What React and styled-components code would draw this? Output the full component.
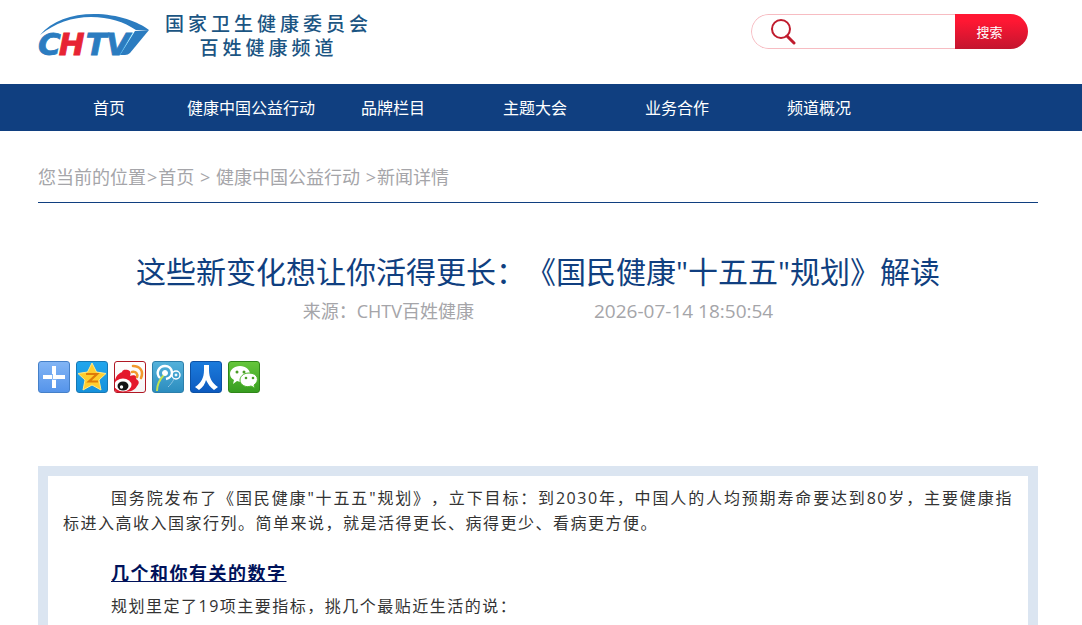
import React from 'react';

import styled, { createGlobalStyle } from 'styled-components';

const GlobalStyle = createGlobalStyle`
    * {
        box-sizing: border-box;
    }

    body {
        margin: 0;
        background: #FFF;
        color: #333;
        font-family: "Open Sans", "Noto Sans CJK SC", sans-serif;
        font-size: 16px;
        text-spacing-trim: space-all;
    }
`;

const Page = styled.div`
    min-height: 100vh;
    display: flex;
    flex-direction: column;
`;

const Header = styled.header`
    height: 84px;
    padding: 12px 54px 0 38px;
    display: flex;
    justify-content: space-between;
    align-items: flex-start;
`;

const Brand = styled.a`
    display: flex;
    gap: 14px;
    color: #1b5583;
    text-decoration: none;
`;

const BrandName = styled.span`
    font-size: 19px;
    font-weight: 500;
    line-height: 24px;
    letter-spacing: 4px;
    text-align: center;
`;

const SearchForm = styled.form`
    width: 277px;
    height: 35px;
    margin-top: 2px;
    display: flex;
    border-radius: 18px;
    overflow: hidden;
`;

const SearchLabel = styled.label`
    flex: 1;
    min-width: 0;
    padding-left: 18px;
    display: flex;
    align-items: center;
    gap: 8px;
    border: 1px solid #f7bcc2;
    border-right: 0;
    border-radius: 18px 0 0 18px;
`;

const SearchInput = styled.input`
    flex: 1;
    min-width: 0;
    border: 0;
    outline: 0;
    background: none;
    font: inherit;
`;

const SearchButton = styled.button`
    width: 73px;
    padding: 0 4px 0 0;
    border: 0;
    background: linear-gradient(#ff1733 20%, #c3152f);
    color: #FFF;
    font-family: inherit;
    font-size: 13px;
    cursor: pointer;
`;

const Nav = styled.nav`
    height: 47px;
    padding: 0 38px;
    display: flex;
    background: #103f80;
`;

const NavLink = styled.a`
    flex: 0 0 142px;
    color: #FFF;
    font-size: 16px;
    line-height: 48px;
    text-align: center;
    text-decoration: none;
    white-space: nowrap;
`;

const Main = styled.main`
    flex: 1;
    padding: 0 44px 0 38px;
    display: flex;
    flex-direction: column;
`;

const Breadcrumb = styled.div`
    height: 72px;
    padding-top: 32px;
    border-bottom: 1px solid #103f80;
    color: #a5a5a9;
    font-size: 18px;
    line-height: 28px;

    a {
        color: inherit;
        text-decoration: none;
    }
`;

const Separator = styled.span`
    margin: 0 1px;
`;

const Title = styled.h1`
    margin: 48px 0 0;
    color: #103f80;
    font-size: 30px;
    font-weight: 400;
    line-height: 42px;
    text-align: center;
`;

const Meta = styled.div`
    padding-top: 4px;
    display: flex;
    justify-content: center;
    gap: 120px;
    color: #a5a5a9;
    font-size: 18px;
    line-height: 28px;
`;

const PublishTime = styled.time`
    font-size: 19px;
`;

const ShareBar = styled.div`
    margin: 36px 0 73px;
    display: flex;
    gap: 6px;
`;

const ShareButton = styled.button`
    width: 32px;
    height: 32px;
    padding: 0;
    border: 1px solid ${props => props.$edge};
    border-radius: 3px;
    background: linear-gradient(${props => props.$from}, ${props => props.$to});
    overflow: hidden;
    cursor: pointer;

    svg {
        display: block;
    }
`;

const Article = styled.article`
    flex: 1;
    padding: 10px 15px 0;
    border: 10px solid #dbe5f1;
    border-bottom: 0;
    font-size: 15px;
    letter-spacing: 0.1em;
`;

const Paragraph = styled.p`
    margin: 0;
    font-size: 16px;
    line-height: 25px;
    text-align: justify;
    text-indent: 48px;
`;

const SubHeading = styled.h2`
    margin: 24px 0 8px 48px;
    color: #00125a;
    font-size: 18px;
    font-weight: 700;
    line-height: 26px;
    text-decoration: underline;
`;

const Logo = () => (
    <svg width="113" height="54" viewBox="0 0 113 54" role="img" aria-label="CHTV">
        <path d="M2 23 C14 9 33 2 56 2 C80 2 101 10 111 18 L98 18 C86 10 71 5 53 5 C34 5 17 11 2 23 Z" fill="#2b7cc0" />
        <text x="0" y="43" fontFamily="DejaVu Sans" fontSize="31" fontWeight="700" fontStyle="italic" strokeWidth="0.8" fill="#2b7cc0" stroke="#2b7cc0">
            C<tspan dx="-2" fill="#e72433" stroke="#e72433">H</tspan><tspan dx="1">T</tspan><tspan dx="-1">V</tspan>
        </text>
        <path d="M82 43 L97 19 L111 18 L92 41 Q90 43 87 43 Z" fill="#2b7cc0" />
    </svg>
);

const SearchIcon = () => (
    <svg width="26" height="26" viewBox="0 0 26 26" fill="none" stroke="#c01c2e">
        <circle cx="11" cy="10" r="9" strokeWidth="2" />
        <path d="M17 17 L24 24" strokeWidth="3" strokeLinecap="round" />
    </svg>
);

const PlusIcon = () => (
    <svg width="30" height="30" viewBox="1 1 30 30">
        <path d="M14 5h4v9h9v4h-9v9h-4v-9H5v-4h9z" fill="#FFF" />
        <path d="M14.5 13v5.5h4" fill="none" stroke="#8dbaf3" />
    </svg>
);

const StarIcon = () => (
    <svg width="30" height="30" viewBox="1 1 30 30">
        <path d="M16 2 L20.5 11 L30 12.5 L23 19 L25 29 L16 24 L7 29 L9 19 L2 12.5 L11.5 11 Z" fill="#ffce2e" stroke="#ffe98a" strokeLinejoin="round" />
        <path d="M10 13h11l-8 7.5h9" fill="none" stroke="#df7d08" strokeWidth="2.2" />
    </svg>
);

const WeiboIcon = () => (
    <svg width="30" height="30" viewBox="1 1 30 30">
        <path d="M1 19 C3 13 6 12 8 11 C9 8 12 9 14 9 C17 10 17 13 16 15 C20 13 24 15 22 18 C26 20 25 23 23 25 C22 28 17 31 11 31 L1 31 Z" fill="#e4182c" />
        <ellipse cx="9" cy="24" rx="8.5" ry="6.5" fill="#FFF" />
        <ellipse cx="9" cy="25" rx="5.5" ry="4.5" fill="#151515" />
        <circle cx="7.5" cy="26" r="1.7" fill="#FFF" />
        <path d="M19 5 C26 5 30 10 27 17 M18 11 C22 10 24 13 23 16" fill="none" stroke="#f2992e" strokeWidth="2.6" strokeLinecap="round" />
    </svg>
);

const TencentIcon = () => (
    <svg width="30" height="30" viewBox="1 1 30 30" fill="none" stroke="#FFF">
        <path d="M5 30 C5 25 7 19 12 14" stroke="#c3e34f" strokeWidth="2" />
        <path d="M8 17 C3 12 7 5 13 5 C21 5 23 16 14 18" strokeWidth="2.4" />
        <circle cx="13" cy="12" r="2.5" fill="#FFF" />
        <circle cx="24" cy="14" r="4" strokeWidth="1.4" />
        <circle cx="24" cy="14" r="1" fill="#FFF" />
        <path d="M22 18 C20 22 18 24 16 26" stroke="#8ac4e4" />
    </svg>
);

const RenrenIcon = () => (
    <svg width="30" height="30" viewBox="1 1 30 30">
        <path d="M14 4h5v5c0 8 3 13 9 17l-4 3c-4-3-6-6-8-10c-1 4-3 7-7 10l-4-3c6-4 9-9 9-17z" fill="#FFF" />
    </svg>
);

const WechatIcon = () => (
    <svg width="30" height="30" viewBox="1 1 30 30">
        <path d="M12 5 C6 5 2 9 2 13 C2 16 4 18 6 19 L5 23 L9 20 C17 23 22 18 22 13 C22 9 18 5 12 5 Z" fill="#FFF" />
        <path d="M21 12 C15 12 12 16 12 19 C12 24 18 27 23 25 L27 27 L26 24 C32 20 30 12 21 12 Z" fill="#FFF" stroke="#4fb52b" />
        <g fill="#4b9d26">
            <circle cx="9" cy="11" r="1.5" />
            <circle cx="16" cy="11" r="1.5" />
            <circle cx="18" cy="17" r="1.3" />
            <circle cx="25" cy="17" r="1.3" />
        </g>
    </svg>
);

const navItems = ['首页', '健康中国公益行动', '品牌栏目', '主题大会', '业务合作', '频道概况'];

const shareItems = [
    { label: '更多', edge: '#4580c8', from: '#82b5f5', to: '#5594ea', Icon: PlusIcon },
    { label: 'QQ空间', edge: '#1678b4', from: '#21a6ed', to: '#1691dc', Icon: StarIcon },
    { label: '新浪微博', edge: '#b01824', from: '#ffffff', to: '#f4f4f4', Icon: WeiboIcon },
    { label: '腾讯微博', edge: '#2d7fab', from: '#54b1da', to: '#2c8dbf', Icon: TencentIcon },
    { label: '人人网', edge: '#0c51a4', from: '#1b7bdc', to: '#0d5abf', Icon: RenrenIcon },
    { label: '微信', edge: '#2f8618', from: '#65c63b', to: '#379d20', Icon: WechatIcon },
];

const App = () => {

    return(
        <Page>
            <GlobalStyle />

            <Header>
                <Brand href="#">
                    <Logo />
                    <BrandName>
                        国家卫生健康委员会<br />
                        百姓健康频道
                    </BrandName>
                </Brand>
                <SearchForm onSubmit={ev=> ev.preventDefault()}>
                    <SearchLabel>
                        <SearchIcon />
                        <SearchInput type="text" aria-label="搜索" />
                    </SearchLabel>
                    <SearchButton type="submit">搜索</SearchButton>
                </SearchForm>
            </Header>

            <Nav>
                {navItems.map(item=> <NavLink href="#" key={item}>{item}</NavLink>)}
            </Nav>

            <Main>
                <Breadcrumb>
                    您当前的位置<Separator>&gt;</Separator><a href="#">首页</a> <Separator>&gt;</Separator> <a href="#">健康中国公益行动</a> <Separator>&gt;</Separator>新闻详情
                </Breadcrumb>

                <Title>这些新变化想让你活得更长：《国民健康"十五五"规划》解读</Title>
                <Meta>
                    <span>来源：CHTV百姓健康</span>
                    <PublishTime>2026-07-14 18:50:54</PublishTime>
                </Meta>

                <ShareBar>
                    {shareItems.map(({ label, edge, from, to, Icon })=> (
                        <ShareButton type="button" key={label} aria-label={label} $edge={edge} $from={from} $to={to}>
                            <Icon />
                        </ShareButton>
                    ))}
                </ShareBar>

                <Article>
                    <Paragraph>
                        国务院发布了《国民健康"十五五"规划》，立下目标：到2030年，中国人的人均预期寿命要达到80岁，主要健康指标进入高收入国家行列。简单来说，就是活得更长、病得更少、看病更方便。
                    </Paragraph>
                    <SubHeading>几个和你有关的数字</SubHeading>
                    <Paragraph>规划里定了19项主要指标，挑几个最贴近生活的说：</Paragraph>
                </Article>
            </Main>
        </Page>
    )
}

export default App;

------------------------------------------------

(Task prompt): Find the lines that include the string "components", then copy each of them.

(Output):
What React and styled-components code would draw this? Output the full component.
import styled, { createGlobalStyle } from 'styled-components';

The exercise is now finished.